Georgia Sbrana, VP de marketing, comunicações e relações institucionais da Ericsson

Naturalmente, isso é apenas uma parte do problema. A responsabilidade por dar as oportunidades iguais ainda é o principal fator. Sbrana diz que há um “unconscious bias” (tendência inconsciente) em questões não apenas de gênero, mas de escolha sexual e de cor. “É uma mudança cultural em um País muito arraigado em relação à cultura do homem, mulher, negro, homossexual. É uma trilha. Mas pensando no nosso setor, nesses quase 20 anos que estou aqui, já mudou muito”.

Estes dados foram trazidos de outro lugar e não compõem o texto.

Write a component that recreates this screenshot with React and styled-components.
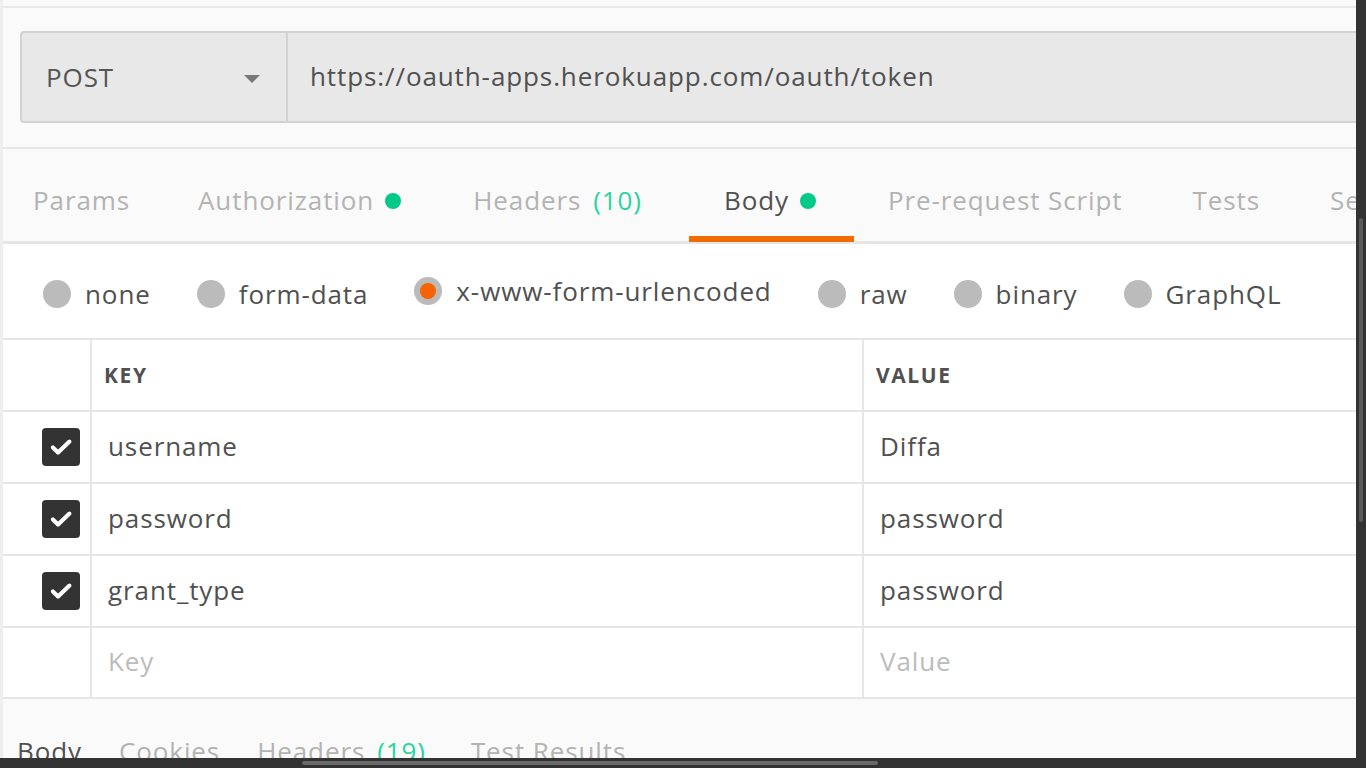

A mudança acontece simultaneamente na sociedade, com mais espaço para que o assunto apareça na pauta de discussões. Isso tem reflexo no setor. “As mulheres já se posicionam, tem diálogo em casa, na educação, e já cria outra condição e lugar de fala”, destaca a VP de pessoas da Vivo, Niva Ribeiro. “Claro que para ter o efeito que a gente quer, para ver um indicador diferente, leva um tempo. É uma realidade que vai transformar. Hoje temos mais consciência do nosso papel nisso, principalmente os executivos em dar exemplo e realmente mover o indicador”, afirma. “As mulheres têm de se arriscar, tem que ter entrega.”